* _GIVEN INSTRUCTION_
Print the listing in its entirety and exactly, leaving out images.

* _SOURCE MATERIAL_
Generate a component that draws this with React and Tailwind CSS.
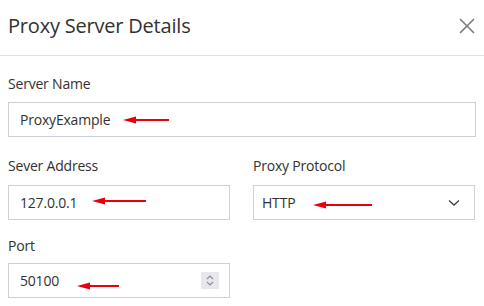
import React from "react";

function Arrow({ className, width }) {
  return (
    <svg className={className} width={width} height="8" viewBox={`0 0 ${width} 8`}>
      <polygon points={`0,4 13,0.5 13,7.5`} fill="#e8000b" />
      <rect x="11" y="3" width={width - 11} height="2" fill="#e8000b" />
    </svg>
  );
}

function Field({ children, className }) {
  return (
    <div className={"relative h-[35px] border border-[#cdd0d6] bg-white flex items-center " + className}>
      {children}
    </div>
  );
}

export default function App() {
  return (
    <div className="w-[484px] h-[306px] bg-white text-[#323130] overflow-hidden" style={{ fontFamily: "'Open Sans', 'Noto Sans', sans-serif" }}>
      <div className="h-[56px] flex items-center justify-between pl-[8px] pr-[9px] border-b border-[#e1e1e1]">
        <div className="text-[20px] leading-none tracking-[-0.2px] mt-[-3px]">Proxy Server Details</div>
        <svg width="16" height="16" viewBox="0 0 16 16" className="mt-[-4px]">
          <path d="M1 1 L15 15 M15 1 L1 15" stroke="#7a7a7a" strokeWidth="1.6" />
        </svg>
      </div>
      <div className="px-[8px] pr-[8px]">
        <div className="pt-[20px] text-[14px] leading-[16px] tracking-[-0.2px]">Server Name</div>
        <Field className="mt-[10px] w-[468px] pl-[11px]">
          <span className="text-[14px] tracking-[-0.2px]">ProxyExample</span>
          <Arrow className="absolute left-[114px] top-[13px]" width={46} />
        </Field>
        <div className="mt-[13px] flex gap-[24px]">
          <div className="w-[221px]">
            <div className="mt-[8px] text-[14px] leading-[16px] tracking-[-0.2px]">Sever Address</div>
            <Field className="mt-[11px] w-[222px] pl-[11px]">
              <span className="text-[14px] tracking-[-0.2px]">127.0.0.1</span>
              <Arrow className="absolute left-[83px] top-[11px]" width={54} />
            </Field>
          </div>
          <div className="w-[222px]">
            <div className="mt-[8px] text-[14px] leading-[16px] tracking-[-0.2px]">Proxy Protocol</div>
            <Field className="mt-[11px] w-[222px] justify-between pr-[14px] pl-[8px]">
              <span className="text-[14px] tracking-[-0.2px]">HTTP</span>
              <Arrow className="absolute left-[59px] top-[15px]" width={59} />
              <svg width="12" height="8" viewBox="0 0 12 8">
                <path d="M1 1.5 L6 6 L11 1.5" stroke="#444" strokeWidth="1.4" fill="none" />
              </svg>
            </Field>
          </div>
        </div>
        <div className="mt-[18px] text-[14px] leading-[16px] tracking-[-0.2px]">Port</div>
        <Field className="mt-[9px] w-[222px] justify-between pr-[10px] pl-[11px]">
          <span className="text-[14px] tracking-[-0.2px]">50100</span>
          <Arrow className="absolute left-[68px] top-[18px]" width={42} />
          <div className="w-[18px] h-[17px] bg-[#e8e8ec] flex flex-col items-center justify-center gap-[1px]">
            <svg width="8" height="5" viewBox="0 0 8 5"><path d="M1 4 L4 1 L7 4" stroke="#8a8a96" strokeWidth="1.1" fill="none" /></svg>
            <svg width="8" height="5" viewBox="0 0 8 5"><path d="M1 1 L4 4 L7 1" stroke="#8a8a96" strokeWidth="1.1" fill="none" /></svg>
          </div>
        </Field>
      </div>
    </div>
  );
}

* _EXERCISE OUTPUT_
Generate a component that draws this with React and Tailwind CSS.
import React from "react";

function Arrow({ className, width }) {
  return (
    <svg className={className} width={width} height="8" viewBox={`0 0 ${width} 8`}>
      <polygon points={`0,4 13,0.5 13,7.5`} fill="#e8000b" />
      <rect x="11" y="3" width={width - 11} height="2" fill="#e8000b" />
    </svg>
  );
}

function Field({ children, className }) {
  return (
    <div className={"relative h-[35px] border border-[#cdd0d6] bg-white flex items-center " + className}>
      {children}
    </div>
  );
}

export default function App() {
  return (
    <div className="w-[484px] h-[306px] bg-white text-[#323130] overflow-hidden" style={{ fontFamily: "'Open Sans', 'Noto Sans', sans-serif" }}>
      <div className="h-[56px] flex items-center justify-between pl-[8px] pr-[9px] border-b border-[#e1e1e1]">
        <div className="text-[20px] leading-none tracking-[-0.2px] mt-[-3px]">Proxy Server Details</div>
        <svg width="16" height="16" viewBox="0 0 16 16" className="mt-[-4px]">
          <path d="M1 1 L15 15 M15 1 L1 15" stroke="#7a7a7a" strokeWidth="1.6" />
        </svg>
      </div>
      <div className="px-[8px] pr-[8px]">
        <div className="pt-[20px] text-[14px] leading-[16px] tracking-[-0.2px]">Server Name</div>
        <Field className="mt-[10px] w-[468px] pl-[11px]">
          <span className="text-[14px] tracking-[-0.2px]">ProxyExample</span>
          <Arrow className="absolute left-[114px] top-[13px]" width={46} />
        </Field>
        <div className="mt-[13px] flex gap-[24px]">
          <div className="w-[221px]">
            <div className="mt-[8px] text-[14px] leading-[16px] tracking-[-0.2px]">Sever Address</div>
            <Field className="mt-[11px] w-[222px] pl-[11px]">
              <span className="text-[14px] tracking-[-0.2px]">127.0.0.1</span>
              <Arrow className="absolute left-[83px] top-[11px]" width={54} />
            </Field>
          </div>
          <div className="w-[222px]">
            <div className="mt-[8px] text-[14px] leading-[16px] tracking-[-0.2px]">Proxy Protocol</div>
            <Field className="mt-[11px] w-[222px] justify-between pr-[14px] pl-[8px]">
              <span className="text-[14px] tracking-[-0.2px]">HTTP</span>
              <Arrow className="absolute left-[59px] top-[15px]" width={59} />
              <svg width="12" height="8" viewBox="0 0 12 8">
                <path d="M1 1.5 L6 6 L11 1.5" stroke="#444" strokeWidth="1.4" fill="none" />
              </svg>
            </Field>
          </div>
        </div>
        <div className="mt-[18px] text-[14px] leading-[16px] tracking-[-0.2px]">Port</div>
        <Field className="mt-[9px] w-[222px] justify-between pr-[10px] pl-[11px]">
          <span className="text-[14px] tracking-[-0.2px]">50100</span>
          <Arrow className="absolute left-[68px] top-[18px]" width={42} />
          <div className="w-[18px] h-[17px] bg-[#e8e8ec] flex flex-col items-center justify-center gap-[1px]">
            <svg width="8" height="5" viewBox="0 0 8 5"><path d="M1 4 L4 1 L7 4" stroke="#8a8a96" strokeWidth="1.1" fill="none" /></svg>
            <svg width="8" height="5" viewBox="0 0 8 5"><path d="M1 1 L4 4 L7 1" stroke="#8a8a96" strokeWidth="1.1" fill="none" /></svg>
          </div>
        </Field>
      </div>
    </div>
  );
}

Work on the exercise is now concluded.